▸ Exercise task
Leave out the pictures; transcribe all else exactly.

'''

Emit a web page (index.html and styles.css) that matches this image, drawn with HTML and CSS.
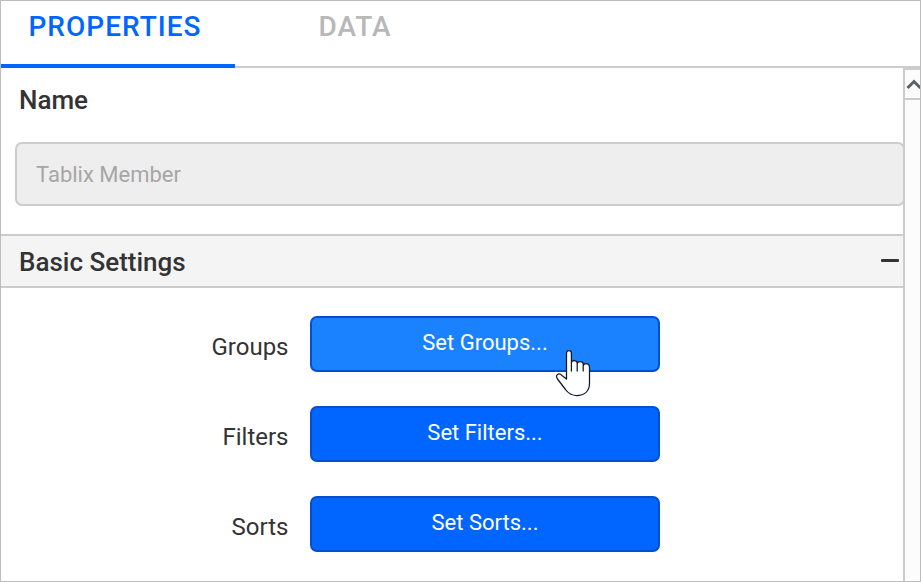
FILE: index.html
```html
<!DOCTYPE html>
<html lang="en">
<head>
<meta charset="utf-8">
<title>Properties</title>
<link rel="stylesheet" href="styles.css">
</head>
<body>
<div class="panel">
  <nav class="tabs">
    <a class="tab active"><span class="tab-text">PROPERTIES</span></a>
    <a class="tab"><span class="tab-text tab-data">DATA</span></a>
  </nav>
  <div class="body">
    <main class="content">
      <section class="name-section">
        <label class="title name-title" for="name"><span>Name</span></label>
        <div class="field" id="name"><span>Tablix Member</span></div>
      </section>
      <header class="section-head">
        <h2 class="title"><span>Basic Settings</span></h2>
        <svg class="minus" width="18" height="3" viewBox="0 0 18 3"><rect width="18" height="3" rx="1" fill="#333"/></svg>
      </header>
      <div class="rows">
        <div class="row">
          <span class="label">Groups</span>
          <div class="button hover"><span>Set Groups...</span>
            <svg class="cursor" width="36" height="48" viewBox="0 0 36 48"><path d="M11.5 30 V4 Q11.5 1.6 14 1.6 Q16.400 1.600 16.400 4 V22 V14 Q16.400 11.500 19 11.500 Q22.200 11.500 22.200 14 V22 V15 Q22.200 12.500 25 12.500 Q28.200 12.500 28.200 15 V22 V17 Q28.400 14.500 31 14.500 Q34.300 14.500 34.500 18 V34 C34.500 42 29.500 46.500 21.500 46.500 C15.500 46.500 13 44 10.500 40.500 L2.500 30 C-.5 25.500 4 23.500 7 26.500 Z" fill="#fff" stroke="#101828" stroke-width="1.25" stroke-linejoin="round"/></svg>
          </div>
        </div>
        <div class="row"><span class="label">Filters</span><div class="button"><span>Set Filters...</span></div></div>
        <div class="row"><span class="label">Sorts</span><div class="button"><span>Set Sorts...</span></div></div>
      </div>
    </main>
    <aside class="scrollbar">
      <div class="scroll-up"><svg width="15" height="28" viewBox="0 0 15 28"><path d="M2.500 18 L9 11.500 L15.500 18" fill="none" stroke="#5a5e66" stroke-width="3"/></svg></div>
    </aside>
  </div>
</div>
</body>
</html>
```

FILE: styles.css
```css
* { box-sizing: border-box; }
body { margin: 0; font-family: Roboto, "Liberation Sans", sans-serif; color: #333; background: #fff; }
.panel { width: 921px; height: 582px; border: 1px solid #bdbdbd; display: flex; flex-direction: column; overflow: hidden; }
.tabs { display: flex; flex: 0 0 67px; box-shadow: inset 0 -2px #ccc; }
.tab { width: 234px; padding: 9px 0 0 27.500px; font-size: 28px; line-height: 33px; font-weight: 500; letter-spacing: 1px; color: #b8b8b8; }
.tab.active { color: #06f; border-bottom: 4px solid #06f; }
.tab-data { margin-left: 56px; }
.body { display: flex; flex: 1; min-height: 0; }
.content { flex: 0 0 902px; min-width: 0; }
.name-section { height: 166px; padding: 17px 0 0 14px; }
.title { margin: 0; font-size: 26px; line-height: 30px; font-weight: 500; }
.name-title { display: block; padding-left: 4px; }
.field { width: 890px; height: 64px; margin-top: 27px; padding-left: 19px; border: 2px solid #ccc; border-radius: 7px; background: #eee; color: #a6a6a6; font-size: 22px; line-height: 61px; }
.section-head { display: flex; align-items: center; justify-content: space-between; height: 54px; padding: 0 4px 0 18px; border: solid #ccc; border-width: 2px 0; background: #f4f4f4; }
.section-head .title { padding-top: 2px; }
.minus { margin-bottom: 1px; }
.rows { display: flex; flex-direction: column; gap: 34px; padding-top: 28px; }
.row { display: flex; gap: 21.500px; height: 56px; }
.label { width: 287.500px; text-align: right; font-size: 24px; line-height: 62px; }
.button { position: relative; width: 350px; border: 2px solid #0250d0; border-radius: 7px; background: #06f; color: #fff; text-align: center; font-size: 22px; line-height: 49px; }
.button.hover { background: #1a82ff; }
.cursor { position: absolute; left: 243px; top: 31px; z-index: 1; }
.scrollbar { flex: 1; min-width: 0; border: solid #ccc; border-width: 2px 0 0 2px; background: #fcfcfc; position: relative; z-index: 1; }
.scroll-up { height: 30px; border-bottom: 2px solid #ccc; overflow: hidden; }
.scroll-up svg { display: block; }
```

'''

▸ Answer for the task
Emit a web page (index.html and styles.css) that matches this image, drawn with HTML and CSS.
FILE: index.html
```html
<!DOCTYPE html>
<html lang="en">
<head>
<meta charset="utf-8">
<title>Properties</title>
<link rel="stylesheet" href="styles.css">
</head>
<body>
<div class="panel">
  <nav class="tabs">
    <a class="tab active"><span class="tab-text">PROPERTIES</span></a>
    <a class="tab"><span class="tab-text tab-data">DATA</span></a>
  </nav>
  <div class="body">
    <main class="content">
      <section class="name-section">
        <label class="title name-title" for="name"><span>Name</span></label>
        <div class="field" id="name"><span>Tablix Member</span></div>
      </section>
      <header class="section-head">
        <h2 class="title"><span>Basic Settings</span></h2>
        <svg class="minus" width="18" height="3" viewBox="0 0 18 3"><rect width="18" height="3" rx="1" fill="#333"/></svg>
      </header>
      <div class="rows">
        <div class="row">
          <span class="label">Groups</span>
          <div class="button hover"><span>Set Groups...</span>
            <svg class="cursor" width="36" height="48" viewBox="0 0 36 48"><path d="M11.5 30 V4 Q11.5 1.6 14 1.6 Q16.400 1.600 16.400 4 V22 V14 Q16.400 11.500 19 11.500 Q22.200 11.500 22.200 14 V22 V15 Q22.200 12.500 25 12.500 Q28.200 12.500 28.200 15 V22 V17 Q28.400 14.500 31 14.500 Q34.300 14.500 34.500 18 V34 C34.500 42 29.500 46.500 21.500 46.500 C15.500 46.500 13 44 10.500 40.500 L2.500 30 C-.5 25.500 4 23.500 7 26.500 Z" fill="#fff" stroke="#101828" stroke-width="1.25" stroke-linejoin="round"/></svg>
          </div>
        </div>
        <div class="row"><span class="label">Filters</span><div class="button"><span>Set Filters...</span></div></div>
        <div class="row"><span class="label">Sorts</span><div class="button"><span>Set Sorts...</span></div></div>
      </div>
    </main>
    <aside class="scrollbar">
      <div class="scroll-up"><svg width="15" height="28" viewBox="0 0 15 28"><path d="M2.500 18 L9 11.500 L15.500 18" fill="none" stroke="#5a5e66" stroke-width="3"/></svg></div>
    </aside>
  </div>
</div>
</body>
</html>
```

FILE: styles.css
```css
* { box-sizing: border-box; }
body { margin: 0; font-family: Roboto, "Liberation Sans", sans-serif; color: #333; background: #fff; }
.panel { width: 921px; height: 582px; border: 1px solid #bdbdbd; display: flex; flex-direction: column; overflow: hidden; }
.tabs { display: flex; flex: 0 0 67px; box-shadow: inset 0 -2px #ccc; }
.tab { width: 234px; padding: 9px 0 0 27.500px; font-size: 28px; line-height: 33px; font-weight: 500; letter-spacing: 1px; color: #b8b8b8; }
.tab.active { color: #06f; border-bottom: 4px solid #06f; }
.tab-data { margin-left: 56px; }
.body { display: flex; flex: 1; min-height: 0; }
.content { flex: 0 0 902px; min-width: 0; }
.name-section { height: 166px; padding: 17px 0 0 14px; }
.title { margin: 0; font-size: 26px; line-height: 30px; font-weight: 500; }
.name-title { display: block; padding-left: 4px; }
.field { width: 890px; height: 64px; margin-top: 27px; padding-left: 19px; border: 2px solid #ccc; border-radius: 7px; background: #eee; color: #a6a6a6; font-size: 22px; line-height: 61px; }
.section-head { display: flex; align-items: center; justify-content: space-between; height: 54px; padding: 0 4px 0 18px; border: solid #ccc; border-width: 2px 0; background: #f4f4f4; }
.section-head .title { padding-top: 2px; }
.minus { margin-bottom: 1px; }
.rows { display: flex; flex-direction: column; gap: 34px; padding-top: 28px; }
.row { display: flex; gap: 21.500px; height: 56px; }
.label { width: 287.500px; text-align: right; font-size: 24px; line-height: 62px; }
.button { position: relative; width: 350px; border: 2px solid #0250d0; border-radius: 7px; background: #06f; color: #fff; text-align: center; font-size: 22px; line-height: 49px; }
.button.hover { background: #1a82ff; }
.cursor { position: absolute; left: 243px; top: 31px; z-index: 1; }
.scrollbar { flex: 1; min-width: 0; border: solid #ccc; border-width: 2px 0 0 2px; background: #fcfcfc; position: relative; z-index: 1; }
.scroll-up { height: 30px; border-bottom: 2px solid #ccc; overflow: hidden; }
.scroll-up svg { display: block; }
```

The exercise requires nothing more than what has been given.